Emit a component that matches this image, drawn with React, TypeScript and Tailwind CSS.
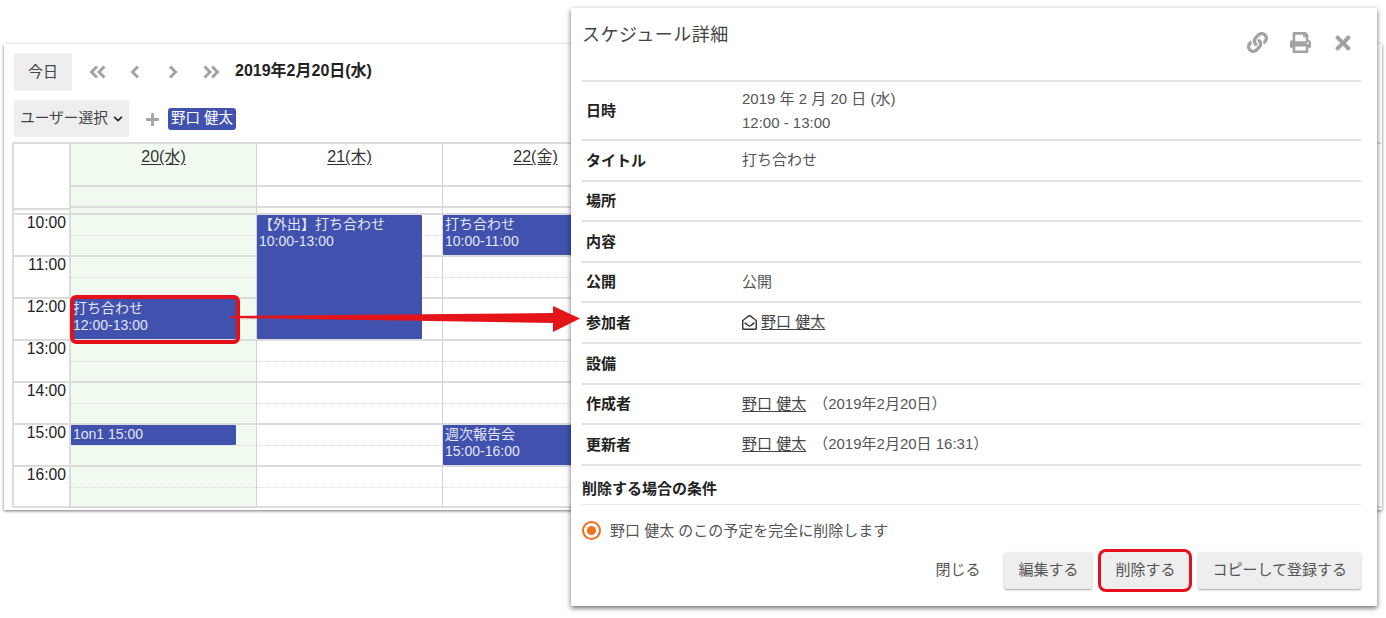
import React from "react";
import { FaLink, FaPrint, FaTimes, FaPlus, FaChevronDown, FaRegEnvelopeOpen } from "react-icons/fa";

const hours = ["10:00", "11:00", "12:00", "13:00", "14:00", "15:00", "16:00"];
const font = "font-['Liberation_Sans','Noto_Sans_CJK_JP',sans-serif]";

type Ev = { top: number; h: number; title?: string; time: string };

function Event({ top, h, title, time }: Ev) {
  return (
    <div
      className="absolute left-0 w-[165px] bg-[#4051ae] text-[#e4e7f5] text-[14px] leading-[17px] pl-[2px] pt-[1px] overflow-hidden rounded-[1px]"
      style={{ top, height: h }}
    >
      {title && <div>{title}</div>}
      <div>{time}</div>
    </div>
  );
}

function Col({ day, today, events }: { day: string; today?: boolean; events: Ev[] }) {
  return (
    <div className={`w-[186px] shrink-0 border-r border-[#d4d4d4] ${today ? "bg-[#f0faee]" : "bg-white"}`}>
      <div className="h-[43px] border-b-2 border-[#dcdcdc] text-center text-[16px] leading-[25px] text-[#333] underline underline-offset-2">
        {day}
      </div>
      <div className="h-[21px] border-b-2 border-[#dcdcdc]" />
      <div className="h-[7px] border-b-2 border-[#dcdcdc]" />
      <div className="relative">
        {hours.map((h, i) => (
          <div key={h} className={`h-[42px] ${i < 6 ? "border-b-2 border-[#dcdcdc]" : ""}`}>
            <div className="h-[21px] border-b border-dotted border-[#d8d8d8]" />
          </div>
        ))}
        {events.map((e, i) => (
          <Event key={i} {...e} />
        ))}
      </div>
    </div>
  );
}

function Row({ label, children, h = "h-[40.6px]" }: { label: string; children?: React.ReactNode; h?: string }) {
  return (
    <div className={`flex items-center ${h} border-b-2 border-[#e2e2e2]`}>
      <div className="w-[160px] pl-[4px] pt-[1px] text-[15px] font-bold text-[#222]">{label}</div>
      <div className="text-[15px] text-[#555]">{children}</div>
    </div>
  );
}

function Btn({ children, ring }: { children: React.ReactNode; ring?: boolean }) {
  return (
    <div
      className={`h-[37px] px-[14px] flex items-center bg-[#eeeeee] text-[15px] text-[#555] ${
        ring
          ? "ring-[3px] ring-[#e4101a] rounded-[5px]"
          : "rounded-[3px] shadow-[0_1px_2px_rgba(0,0,0,0.35)]"
      }`}
    >
      {children}
    </div>
  );
}

function Chevrons({ dir, double }: { dir: "l" | "r"; double?: boolean }) {
  const flip = dir === "r" ? "scale(-1 1) translate(-18 0)" : undefined;
  return (
    <svg width={double ? 18 : 11} height="14" viewBox={double ? "0 0 18 14" : "0 0 11 14"} fill="none" stroke="#a3a3a3" strokeWidth="3" strokeLinejoin="miter">
      <g transform={double ? flip : dir === "r" ? "scale(-1 1) translate(-11 0)" : undefined}>
        <path d="M8 1.5 L2.5 7 L8 12.5" />
        {double && <path d="M15.5 1.5 L10 7 L15.5 12.5" />}
      </g>
    </svg>
  );
}

export default function App() {
  return (
    <div className={`relative w-[1386px] h-[618px] overflow-hidden bg-white ${font}`}>
      <div className="pt-[44px] pl-[4px]">
        <div className="w-[1378px] h-[466px] bg-white pl-[8px] pt-[9px] shadow-[0_1px_3px_rgba(0,0,0,0.55)] overflow-hidden">
          <div className="flex items-center h-[38px] pl-[2px]">
            <div className="w-[58px] h-[38px] flex items-center justify-center bg-[#eeeeee] rounded-[2px] text-[15px] text-[#444]">今日</div>
            <div className="flex items-center ml-[17px]">
              <Chevrons dir="l" double />
              <span className="ml-[23px]"><Chevrons dir="l" /></span>
              <span className="ml-[26px]"><Chevrons dir="r" /></span>
              <span className="ml-[24px]"><Chevrons dir="r" double /></span>
            </div>
            <div className="ml-[15px] text-[16px] font-bold text-[#222] -mt-[2px]">2019年2月20日(水)</div>
          </div>
          <div className="flex items-center h-[37px] mt-[9px] pl-[2px]">
            <div className="w-[115px] h-[37px] flex items-center pl-[6px] gap-[5px] bg-[#eeeeee] rounded-[2px] text-[14.7px] text-[#444]">
              ユーザー選択<FaChevronDown className="text-[10px] text-[#222]" />
            </div>
            <FaPlus className="ml-[16px] mt-[2px] text-[15px] text-[#a3a3a3]" />
            <div className="ml-[8px] h-[22px] px-[3px] flex items-center rounded-[3px] bg-[#4051ae] text-white text-[14.5px]">野口 健太</div>
          </div>
          <div className="flex mt-[5px] border-t-2 border-l-2 border-b-2 border-[#dcdcdc] h-[366px] w-[1369px]">
            <div className="w-[57px] shrink-0 border-r-2 border-[#dcdcdc] bg-white">
              <div className="h-[64px] border-b-2 border-[#dcdcdc] box-content -mb-[2px]" />
              <div className="h-[7px] border-b-2 border-[#dcdcdc]" />
              {hours.map((h, i) => (
                <div key={h} className={`h-[42px] pr-[3px] text-right text-[15.7px] leading-[16px] text-[#222] ${i < 6 ? "border-b-2 border-[#dcdcdc]" : ""}`}>
                  {h}
                </div>
              ))}
            </div>
            <Col day="20(水)" today events={[
              { top: 84, h: 40, title: "打ち合わせ", time: "12:00-13:00" },
              { top: 210, h: 20, time: "1on1 15:00" },
            ]} />
            <Col day="21(木)" events={[
              { top: 0, h: 124, title: "【外出】打ち合わせ", time: "10:00-13:00" },
            ]} />
            <Col day="22(金)" events={[
              { top: 0, h: 40, title: "打ち合わせ", time: "10:00-11:00" },
              { top: 210, h: 40, title: "週次報告会", time: "15:00-16:00" },
            ]} />
            <Col day="23(土)" events={[]} />
            <Col day="24(日)" events={[]} />
            <Col day="25(月)" events={[]} />
            <Col day="26(火)" events={[]} />
          </div>
        </div>
      </div>

      {/* highlight on the 12:00 event */}
      <div className="absolute left-[70px] top-[295px] w-[170px] h-[49px] rounded-[6px] border-[4px] border-[#e4101a]" />

      {/* detail dialog */}
      <div className="absolute left-[571px] top-[8px] w-[806px] h-[598px] bg-white shadow-[0_2px_5px_rgba(0,0,0,0.6)] pl-[11px] pr-[16px] pt-[14px]">
        <div className="flex h-[60px] justify-between border-b-2 border-[#e2e2e2]">
          <div className="text-[18px] leading-[27px] text-[#444] tracking-[0.5px]">スケジュール詳細</div>
          <div className="flex items-center h-[21px] mt-[10px] pr-[7px] text-[#a3a3a3]">
            <FaLink className="text-[21px]" />
            <FaPrint className="text-[21px] ml-[22px]" />
            <FaTimes className="text-[22px] ml-[21px]" />
          </div>
        </div>
        <Row label="日時" h="h-[59px]">
          <div className="leading-[24px]">2019 年 2 月 20 日 (水)</div>
          <div className="leading-[24px]">12:00 - 13:00</div>
        </Row>
        <Row label="タイトル">打ち合わせ</Row>
        <Row label="場所" />
        <Row label="内容" />
        <Row label="公開">公開</Row>
        <Row label="参加者">
          <span className="flex items-center gap-[4px]">
            <FaRegEnvelopeOpen className="text-[15px] text-[#333]" />
            <span className="underline underline-offset-2 text-[#444]">野口 健太</span>
          </span>
        </Row>
        <Row label="設備" />
        <Row label="作成者">
          <span className="underline underline-offset-2 text-[#444]">野口 健太</span>
          <span className="ml-[7px]">（2019年2月20日）</span>
        </Row>
        <Row label="更新者">
          <span className="underline underline-offset-2 text-[#444]">野口 健太</span>
          <span className="ml-[7px]">（2019年2月20日 16:31）</span>
        </Row>
        <div className="h-[39px] flex items-end pb-[3px] border-b border-[#e8e8e8] text-[15px] font-bold text-[#222]">削除する場合の条件</div>
        <div className="flex items-center h-[47px] pt-[5px] text-[15px] text-[#555]">
          <div className="w-[19px] h-[19px] rounded-full border-2 border-[#f0701c] flex items-center justify-center mr-[9px]">
            <div className="w-[9px] h-[9px] rounded-full bg-[#f0701c]" />
          </div>
          野口 健太 のこの予定を完全に削除します
        </div>
        <div className="flex justify-end items-center gap-[9px]">
          <div className="text-[15px] text-[#555] mr-[15px]">閉じる</div>
          <Btn>編集する</Btn>
          <Btn ring>削除する</Btn>
          <Btn>コピーして登録する</Btn>
        </div>
      </div>

      {/* arrow */}
      <svg className="absolute left-[230px] top-[300px]" width="352" height="36" viewBox="0 0 352 36">
        <path d="M0 16 L323 13 L323 6 L350 18.5 L323 32 L323 23 L0 18 Z" fill="#e5141a" />
      </svg>
    </div>
  );
}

══════

YOUR GOAL:
From the first line of the material down to the line containing "FaPlus, FaChevronDown, FaRegEnvelopeOpen", inclusive, return each line exactly, skipping any picture.

COMPLETED EXERCISE:
Emit a component that matches this image, drawn with React, TypeScript and Tailwind CSS.
import React from "react";
import { FaLink, FaPrint, FaTimes, FaPlus, FaChevronDown, FaRegEnvelopeOpen } from "react-icons/fa";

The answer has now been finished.